Thursday 22 October 2009

Send and Receive Workshop #2

I'm not going to lie... When we were told in the last workshop about the various texts we had to read it baffled me. I didn't understand how it linked to volunteering so I took the 'ignorance is bliss' approach with regards to them until about 7pm the evening before. At which point I read a selection whilst getting ready to go out. Shocking, I know, but at least I'm honest.

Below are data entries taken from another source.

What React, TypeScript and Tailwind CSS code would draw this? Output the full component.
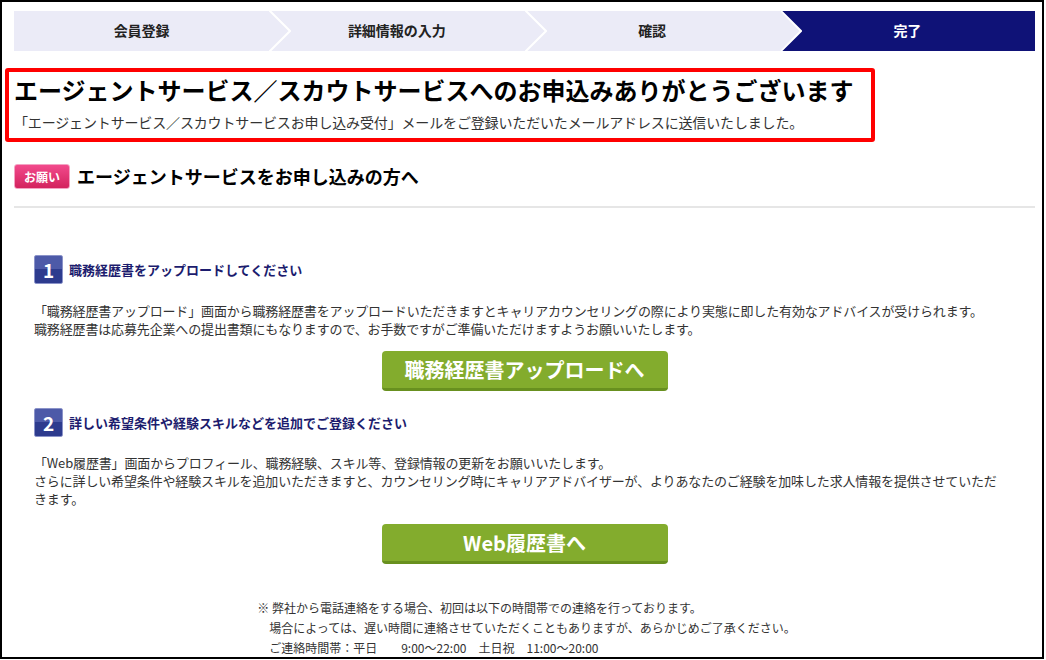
const STEPS = ['会員登録', '詳細情報の入力', '確認', '完了'];

function StepBar() {
  return (
    <div className="flex h-[40px] w-full">
      {STEPS.map((label, i) => {
        const last = i === STEPS.length - 1;
        return (
          <div
            key={label}
            className={
              last
                ? 'relative flex flex-1 items-center justify-center bg-[#0f1277] pb-[2px] text-[14px] font-bold text-white'
                : 'relative flex flex-1 items-center justify-center bg-[#ebebf7] pb-[2px] text-[14px] font-bold text-[#222]'
            }
          >
            {label}
            {!last && (
              <svg
                className="absolute top-0 right-[-22px] z-10"
                width="22"
                height="40"
                viewBox="0 0 22 40"
              >
                <polygon points="0,0 21,20 0,40" fill="#ebebf7" />
                <polyline points="0,-1 21,20 0,41" fill="none" stroke="#ffffff" strokeWidth="2" />
              </svg>
            )}
          </div>
        );
      })}
    </div>
  );
}

function NumberBox({ n }: { n: string }) {
  return (
    <div className="flex h-[29px] w-[29px] items-center justify-center rounded-[2px] border border-[#8b93c9] bg-[linear-gradient(#4d5aa8_0%,#4d5aa8_50%,#2d3b8e_50%,#2d3b8e_100%)] text-[19px] font-bold leading-none text-white">
      {n}
    </div>
  );
}

function GreenButton({ label }: { label: string }) {
  return (
    <div className="mx-auto flex h-[40px] w-[286px] items-center justify-center rounded-[4px] border-b-[3px] border-[#68901f] bg-[#83ac2d] text-[20px] font-bold text-white">
      {label}
    </div>
  );
}

export default function App() {
  return (
    <div className="h-[659px] w-[1044px] overflow-hidden border-2 border-black bg-white pt-[9px] pl-[12px] font-['Noto_Sans_CJK_JP','Noto_Sans',sans-serif] text-[#333]">
      <div className="w-[1021px]">
        <StepBar />

        {/* thanks box */}
        <div className="mt-[17px] -ml-[9px] w-[870px] rounded-[3px] border-4 border-[#ff0000] pt-[2px] pr-2 pb-[6px] pl-[5px]">
          <h1 className="text-[24px] leading-[32px] font-bold text-black">
            エージェントサービス／スカウトサービスへのお申込みありがとうございます
          </h1>
          <p className="mt-[6px] text-[14px] leading-[20px] tracking-[-0.15px] text-[#333]">
            「エージェントサービス／スカウトサービスお申し込み受付」メールをご登録いただいたメールアドレスに送信いたしました。
          </p>
        </div>

        {/* heading */}
        <div className="mt-[22px] flex items-center gap-[7px]">
          <span className="flex h-[25px] w-[56px] items-center justify-center rounded-[3px] border border-[#f4a3c3] bg-[linear-gradient(#f24a8c,#d3235e)] text-[12px] font-bold text-white">
            お願い
          </span>
          <h2 className="text-[18px] leading-[25px] font-bold text-black">エージェントサービスをお申し込みの方へ</h2>
        </div>
        <div className="mt-[17px] h-[2px] bg-[#e6e6e6]" />

        {/* step 1 */}
        <div className="px-[20px]">
          <div className="mt-[47px] flex items-center gap-[6px]">
            <NumberBox n="1" />
            <h3 className="text-[13px] font-bold text-[#1c1c6e]">職務経歴書をアップロードしてください</h3>
          </div>
          <p className="mt-[18px] text-[13px] leading-[18px] tracking-[-0.15px]">
            「職務経歴書アップロード」画面から職務経歴書をアップロードいただきますとキャリアカウンセリングの際により実態に即した有効なアドバイスが受けられます。
            <br />
            職務経歴書は応募先企業への提出書類にもなりますので、お手数ですがご準備いただけますようお願いいたします。
          </p>
          <div className="mt-[13px]">
            <GreenButton label="職務経歴書アップロードへ" />
          </div>

          {/* step 2 */}
          <div className="mt-[17px] flex items-center gap-[6px]">
            <NumberBox n="2" />
            <h3 className="text-[13px] font-bold text-[#1c1c6e]">詳しい希望条件や経験スキルなどを追加でご登録ください</h3>
          </div>
          <p className="mt-[17px] pr-[14px] text-[13px] leading-[18px] tracking-[-0.15px]">
            「Web履歴書」画面からプロフィール、職務経験、スキル等、登録情報の更新をお願いいたします。
            <br />
            さらに詳しい希望条件や経験スキルを追加いただきますと、カウンセリング時にキャリアアドバイザーが、よりあなたのご経験を加味した求人情報を提供させていただきます。
          </p>
          <div className="mt-[16px]">
            <GreenButton label="Web履歴書へ" />
          </div>

          {/* notes */}
          <div className="mt-[34px] flex justify-center">
            <div className="ml-[4px] text-[12px] leading-[20px]">
              <p>※ 弊社から電話連絡をする場合、初回は以下の時間帯での連絡を行っております。</p>
              <p className="pl-[12px]">場合によっては、遅い時間に連絡させていただくこともありますが、あらかじめご了承ください。</p>
              <p className="pl-[12px] whitespace-pre">ご連絡時間帯：平日　　9:00～22:00　土日祝　11:00～20:00</p>
            </div>
          </div>
        </div>
      </div>
    </div>
  );
}
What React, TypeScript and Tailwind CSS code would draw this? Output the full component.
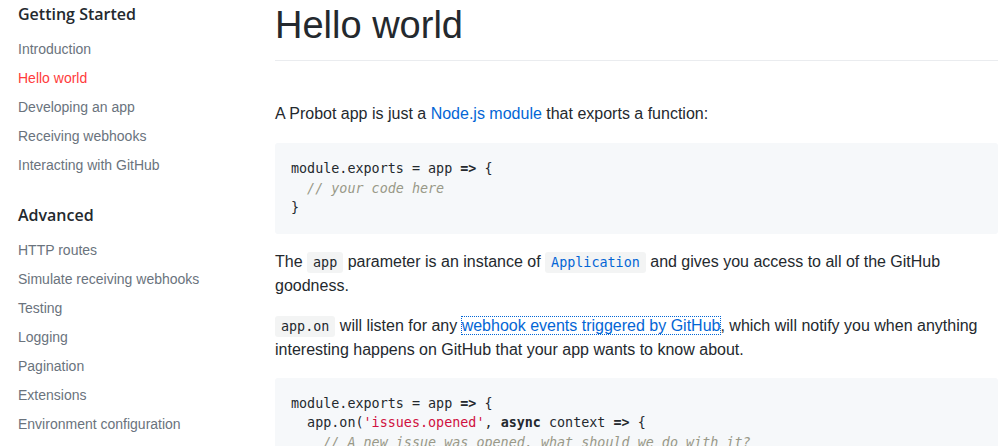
import React from 'react'

const sections = [
  {
    title: 'Getting Started',
    items: ['Introduction', 'Hello world', 'Developing an app', 'Receiving webhooks', 'Interacting with GitHub'],
  },
  {
    title: 'Advanced',
    items: [
      'HTTP routes',
      'Simulate receiving webhooks',
      'Testing',
      'Logging',
      'Pagination',
      'Extensions',
      'Environment configuration',
    ],
  },
]

const mono = "font-['DejaVu_Sans_Mono','Liberation_Mono',monospace]"

function InlineCode({ children, blue }: { children: React.ReactNode; blue?: boolean }) {
  return (
    <code
      className={`${mono} text-[13.4px] leading-none bg-[#f3f4f4] rounded-[3px] px-[6px] py-[3px] ${
        blue ? 'text-[#0366d6]' : 'text-[#24292e]'
      }`}
    >
      {children}
    </code>
  )
}

export default function App() {
  return (
    <div className="h-screen overflow-hidden bg-white text-[#24292e] font-['Liberation_Sans',Arial,sans-serif]">
      <div className="flex">
        {/* Sidebar */}
        <aside className="w-[275px] shrink-0 pl-[18px] pt-[2px]">
          {sections.map((section, i) => (
            <div key={section.title} className={i > 0 ? 'mt-[23px]' : ''}>
              <h3 className="font-['Open_Sans',sans-serif] font-semibold text-[16px] leading-6 text-[#24292e]">
                {section.title}
              </h3>
              <ul className="mt-[9px]">
                {section.items.map((item) => (
                  <li
                    key={item}
                    className={`text-[14px] leading-[29px] ${
                      item === 'Hello world' ? 'text-[#ff3b3b]' : 'text-[#6a737d]'
                    }`}
                  >
                    {item}
                  </li>
                ))}
              </ul>
            </div>
          ))}
        </aside>

        {/* Main Content */}
        <main className="flex-1 pr-[3px] text-[16px] leading-6">
          <h1 className="text-[38px] leading-[48px] font-normal pt-[1px] pb-[11px] border-b border-[#eaecef]">
            Hello world
          </h1>

          <p className="mt-[41px]">
            A Probot app is just a <a className="text-[#0366d6]">Node.js module</a> that exports a function:
          </p>

          <pre className={`${mono} mt-[17px] bg-[#f6f8fa] rounded-[3px] p-4 text-[13.4px] leading-[19.5px]`}>
            <div>
              module.exports = app <b>=&gt;</b> {'{'}
            </div>
            <div className="italic text-[#999988]">{'  // your code here'}</div>
            <div>{'}'}</div>
          </pre>

          <p className="mt-4">
            The <InlineCode>app</InlineCode> parameter is an instance of{' '}
            <InlineCode blue>Application</InlineCode> and gives you access to all of the GitHub goodness.
          </p>

          <p className="mt-4">
            <InlineCode>app.on</InlineCode> will listen for any{' '}
            <a className="text-[#0366d6] outline-1 outline-dotted outline-[#0366d6]">
              webhook events triggered by GitHub
            </a>
            , which will notify you when anything interesting happens on GitHub that your app wants to know about.
          </p>

          <pre className={`${mono} mt-4 bg-[#f6f8fa] rounded-[3px] p-4 text-[13.4px] leading-[19.5px]`}>
            <div>
              module.exports = app <b>=&gt;</b> {'{'}
            </div>
            <div>
              {'  app.on('}
              <span className="text-[#d01040]">'issues.opened'</span>, <b>async</b> context <b>=&gt;</b> {'{'}
            </div>
            <div className="italic text-[#999988]">
              {'    // A new issue was opened, what should we do with it?'}
            </div>
            <div>{'    context.log(context.payload)'}</div>
            <div>{'  })'}</div>
            <div>{'}'}</div>
          </pre>
        </main>
      </div>
    </div>
  )
}
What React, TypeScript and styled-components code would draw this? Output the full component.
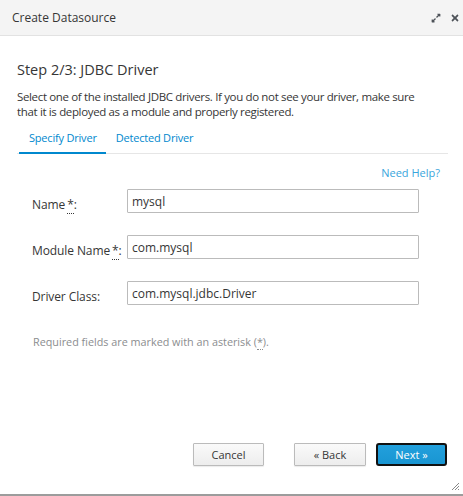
import React from "react";
import styled, { createGlobalStyle } from "styled-components";
import { FaExpandAlt, FaTimes } from "react-icons/fa";

const GlobalStyle = createGlobalStyle`
  html, body {
    margin: 0;
    padding: 0;
    background: #fff;
  }
  body {
    font-family: "Open Sans", "Liberation Sans", sans-serif;
    color: #363636;
  }
`;

const Dialog = styled.div`
  width: 463px;
  height: 496px;
  box-sizing: border-box;
  display: flex;
  flex-direction: column;
  border-bottom: 2px solid #9c9c9c;
  position: relative;
`;

const Header = styled.div`
  height: 36px;
  flex: none;
  box-sizing: border-box;
  background: #f4f4f4;
  border-bottom: 1px solid #e2e2e2;
  display: flex;
  align-items: center;
  padding: 0 2px 0 12px;
`;

const Title = styled.div`
  flex: 1;
  font-size: 12px;
  color: #363636;
`;

const HeaderIcon = styled.span`
  display: inline-flex;
  width: 13px;
  justify-content: center;
  color: #4d5258;
  font-size: 10px;
  margin-left: 6px;
`;

const Body = styled.div`
  flex: 1;
  display: flex;
  flex-direction: column;
  padding: 24px 15px 0 17px;
`;

const StepTitle = styled.h2`
  margin: 0;
  font-size: 14.5px;
  font-weight: 400;
  line-height: 20px;
  color: #363636;
`;

const Intro = styled.p`
  margin: 9px 0 0;
  padding-right: 22px;
  font-size: 11.5px;
  letter-spacing: -0.35px;
  line-height: 15px;
  color: #363636;
`;

const Tabs = styled.div`
  display: flex;
  margin-top: 8px;
  padding-left: 2px;
  border-bottom: 1px solid #e6e6e6;
`;

const Tab = styled.div<{ $active?: boolean }>`
  padding: 3px 9px 7px 10px;
  margin-bottom: -1px;
  font-size: 11px;
  letter-spacing: -0.2px;
  color: #0088ce;
  border-bottom: 2px solid ${(p) => (p.$active ? "#0088ce" : "transparent")};
`;

const HelpRow = styled.div`
  display: flex;
  justify-content: flex-end;
  padding: 11px 8px 0 0;
`;

const HelpLink = styled.a`
  font-size: 11px;
  color: #39a5dc;
  text-decoration: none;
`;

const Form = styled.div`
  display: flex;
  flex-direction: column;
  gap: 22px;
  padding: 9px 0 0 15px;
`;

const Row = styled.div`
  display: grid;
  grid-template-columns: 95px 292px;
  align-items: start;
`;

const Label = styled.label`
  font-size: 12px;
  line-height: 16px;
  color: #363636;
  padding-top: 8px;
  letter-spacing: -0.1px;
`;

const Req = styled.abbr<{ $gap?: number }>`
  text-decoration: none;
  border-bottom: 1px dotted currentColor;
  margin-left: ${(p) => p.$gap ?? 0}px;
`;

const Input = styled.input`
  height: 24px;
  box-sizing: border-box;
  border: 1px solid #bbb;
  border-radius: 1px;
  padding: 0 4px;
  font-family: inherit;
  font-size: 12px;
  color: #363636;
  outline: none;
`;

const Note = styled.p`
  margin: 29px 0 0 16px;
  font-size: 10.8px;
  color: #8b8d8f;
`;

const Footer = styled.div`
  margin-top: auto;
  display: flex;
  justify-content: flex-end;
  padding: 0 1px 28px 0;
`;

const Button = styled.button<{ $primary?: boolean; $gap?: number; $w: number }>`
  width: ${(p) => p.$w}px;
  height: 23px;
  margin-left: ${(p) => p.$gap ?? 0}px;
  font-family: inherit;
  font-size: 11px;
  cursor: pointer;
  color: ${(p) => (p.$primary ? "#fff" : "#363636")};
  background: ${(p) =>
    p.$primary ? "linear-gradient(#22a0dc, #1995d2)" : "linear-gradient(#fafafa, #ededed)"};
  border: ${(p) => (p.$primary ? "2px solid #111" : "1px solid #bbb")};
  border-radius: ${(p) => (p.$primary ? "3px" : "1px")};
  box-shadow: ${(p) => (p.$primary ? "none" : "0 1px 1px rgba(0,0,0,0.08)")};
`;

const Grip = styled.svg`
  position: absolute;
  right: 3px;
  bottom: 3px;
`;

export default function App() {
  return (
    <>
      <GlobalStyle />
      <Dialog>
        <Header>
          <Title>Create Datasource</Title>
          <HeaderIcon>
            <FaExpandAlt />
          </HeaderIcon>
          <HeaderIcon>
            <FaTimes />
          </HeaderIcon>
        </Header>
        <Body>
          <StepTitle>Step 2/3: JDBC Driver</StepTitle>
          <Intro>
            Select one of the installed JDBC drivers. If you do not see your driver, make sure
            that it is deployed as a module and properly registered.
          </Intro>
          <Tabs>
            <Tab $active>Specify Driver</Tab>
            <Tab>Detected Driver</Tab>
          </Tabs>
          <HelpRow>
            <HelpLink href="#">Need Help?</HelpLink>
          </HelpRow>
          <Form>
            <Row>
              <Label>
                Name<Req $gap={2} title="required">*</Req>:
              </Label>
              <Input defaultValue="mysql" />
            </Row>
            <Row>
              <Label>
                Module Name<Req $gap={2} title="required">*</Req>:
              </Label>
              <Input defaultValue="com.mysql" />
            </Row>
            <Row>
              <Label>Driver Class:</Label>
              <Input defaultValue="com.mysql.jdbc.Driver" />
            </Row>
          </Form>
          <Note>
            Required fields are marked with an asterisk (<Req title="required">*</Req>).
          </Note>
          <Footer>
            <Button $w={71}>Cancel</Button>
            <Button $w={72} $gap={30}>
              « Back
            </Button>
            <Button $w={71} $primary $gap={10}>
              Next »
            </Button>
          </Footer>
        </Body>
        <Grip width="9" height="9" viewBox="0 0 9 9">
          <path d="M8 1 L1 8 M8 4 L4 8 M8 7 L7 8" stroke="#888" strokeWidth="1" />
        </Grip>
      </Dialog>
    </>
  );
}
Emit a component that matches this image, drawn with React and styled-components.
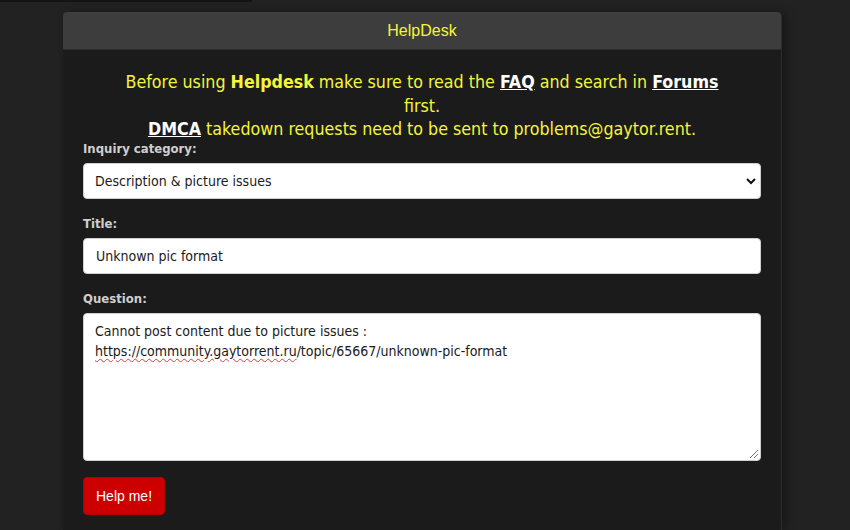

The texts that I read initially were the First Things First 1964 manifesto, and the 2000 manifest, and a couple of the essay responses to them. To be perfectly honest, they angered me. I know this brief is all about looking at the deeper value of design and its application, but I just don't agree with a word these pretentious 'god-like' designers have written! In summary, they created manifesto in 1964 trying to re-radicalise design that had become lazy and uncritical - they wanted to highlight the humanist dimensions of graphic design; saying that we should be assigning moral value to our work and not selling out to consumer culture. This I can handle and I agree with. The manifesto was then rewritten in 2000 and the designers that contributed to it have put themselves on some sort of pedestal with so many airs and graces.

They basically want us to all stop designing for consumer culture altogether and apply ourselves to 'pursuits more worthy of our problem solving skills'. Bearing in mind that at the time this was written the majority were busy working on 'consumer' briefs and in this air of design arrogance in which they find themselves so highly placed they seem to have forgotten that it was their undertaking of commercial work that got them so well established that they were in a position to have there names on the manifesto in the first place! There are that many design graduates today that if we all took moral high ground and refused work because 'it is not worthy of our time' then HELLO WE'D ALL BE UNEMPLOYED!

Safe to say I abandoned that approach after the 3rd text and moved onto 'The Designer As Author' by Michael Rock which is a response to Barthes' and Foucault's writing on the issue. I did initially try and read Bartes (I assumed that because I'd studied him for critical studies that obviously means I'm a literary genius..... errr yeah ok then) but I just couldn't get my head around it. Quite by chance, in the workshop our group was given 'The Death Of The Author' by Roland Barthes... AWESOME.